I sweated and strained and joyed in living.  The folks around me were mostly young and radiant, but there were two fellow grey hairs off to my right.  Thank you, God.  Thank you, Jody.  Thank you, O powers of the universe, for letting me dance again.  It’s such a part of me.  And hey, maybe during SunFest 2035, it’ll be me and my walker showing those young’uns a step or two!

Memorizing

As some of you know, I want to be Jake in the play Jake’s Women, which will be performed in St.
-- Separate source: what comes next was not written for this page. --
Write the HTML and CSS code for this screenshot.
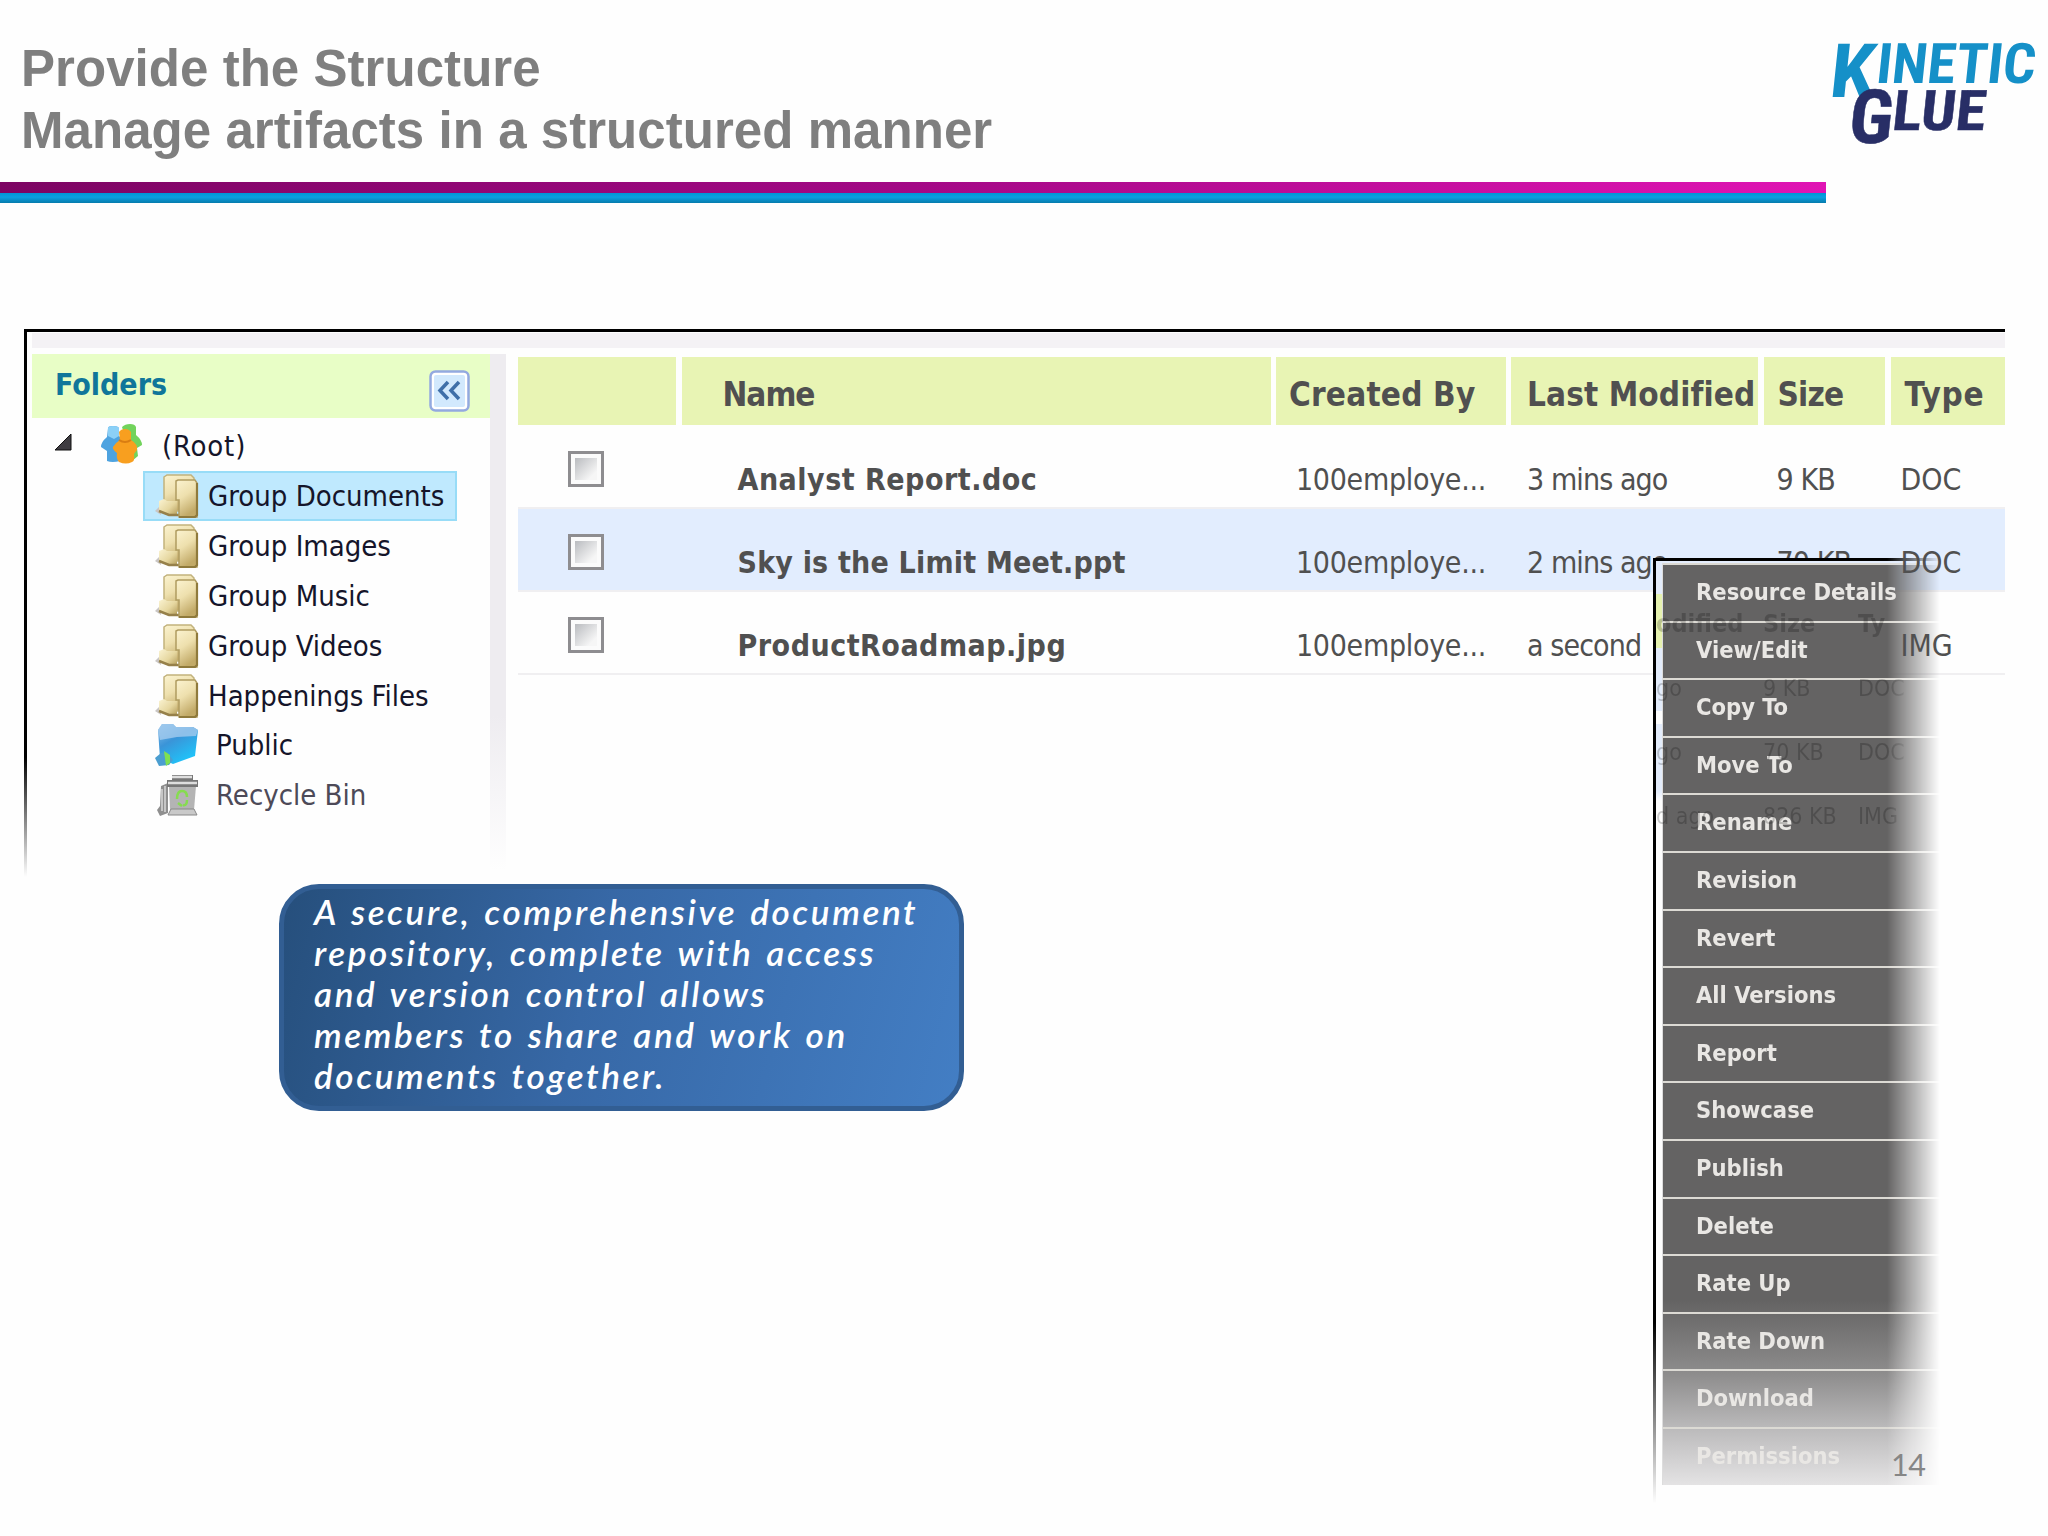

Thomas, Ontario in February, 2016.  Auditions are months away.  I’ve told people that I’ve started memorizing Jake’s lines, and that’s true, but I haven’t turned a page in a month.  Time to begin again.

Many years ago, Carol, the librarian at the Port Stanley Library, challenged me to learn the poem “Twas The Night Before Christmas” in time for the kids’ talent show in December.  I showed up day after day at Sebastian’s, a cozy restaurant on Springbank Drive in London, to talk to myself creatively.  And the deed was eventually done.  Onto the stage I walked in a nightgown and night cap, holding a candle, and I told the story to the children.  “And away they all flew like the down of a thistle.”

This afternoon, I drove from home with the script beside me.  I knew that all the libraries were closed on Sunday, so where to go?  A hotel.  Good idea.  Which one?  How about the Sheraton Four Points on Wellington Road South?  Sure.  The lounge at the Four Points had been one of Jody’s and my favourites.

My early attempts at learning Jake had been weak.  I was full of negative thoughts.  “Maybe I’m too old to memorize hundreds of lines.”  A friend of mine told me of some research about meditators.  Apparently those who practice regularly can remember things more easily.  Well, that’s good, but I still wasn’t bringing my whole self to the task.

Today, I sat in an easy chair looking out at the rainy world.  I decided to order a glass of white wine.  How about a Gewurztraminer, a semi-dry variety that I used to love?  Sounds good.  Now … page one.  And guess what happened?  I wasn’t scared.  I tackled the sentences with gusto.  Cool.  I’ve seen six performances of Jake’s Women in the last six weeks – three in Belleville and three in London.  I knew the flow of the story.  I remembered Jake saying this and saying that.  Yay!

After multiple sips of chilled white goodness, I opted for food.  The menu proclaimed that French fries in garlic with bits of some fancy cheese was a winner.  And the menu was right.  There I was, the glass of wine perched on the right arm of the chair, the bowl of fries sitting on my lap, and my left hand hoisting Jake’s script.  I talked out loud between bites and slurps.  Oh, I had fun!  And I was Jake.  Wonder if the patrons halfway down the lounge thought so too?

I was getting some lines right, and some almost right, but more importantly I was on stage, at least in my mind.  And here comes page 12, where Jake speaks at length to the audience.  Power, and more power, flowed through me.  I can do this.  Who cares if I’m “old”?  I sure don’t feel it.

“That little room up there [where Jake writes] is eight by ten feet but to me it’s the world.  The universe!  You don’t get to play God … You get to be God!”

“She’s so damn stubborn and intractable – only she’s not saying it.  You wrote it!  You’re bright, witty and clever and she’s a pain in the ass.”

My free hand was gesturing.  My mouth was alternately orating and devouring.  My heart was thumping away.  No smallness here.  I’ve got stuff to say, hopefully in February, 2016.  And the words will come.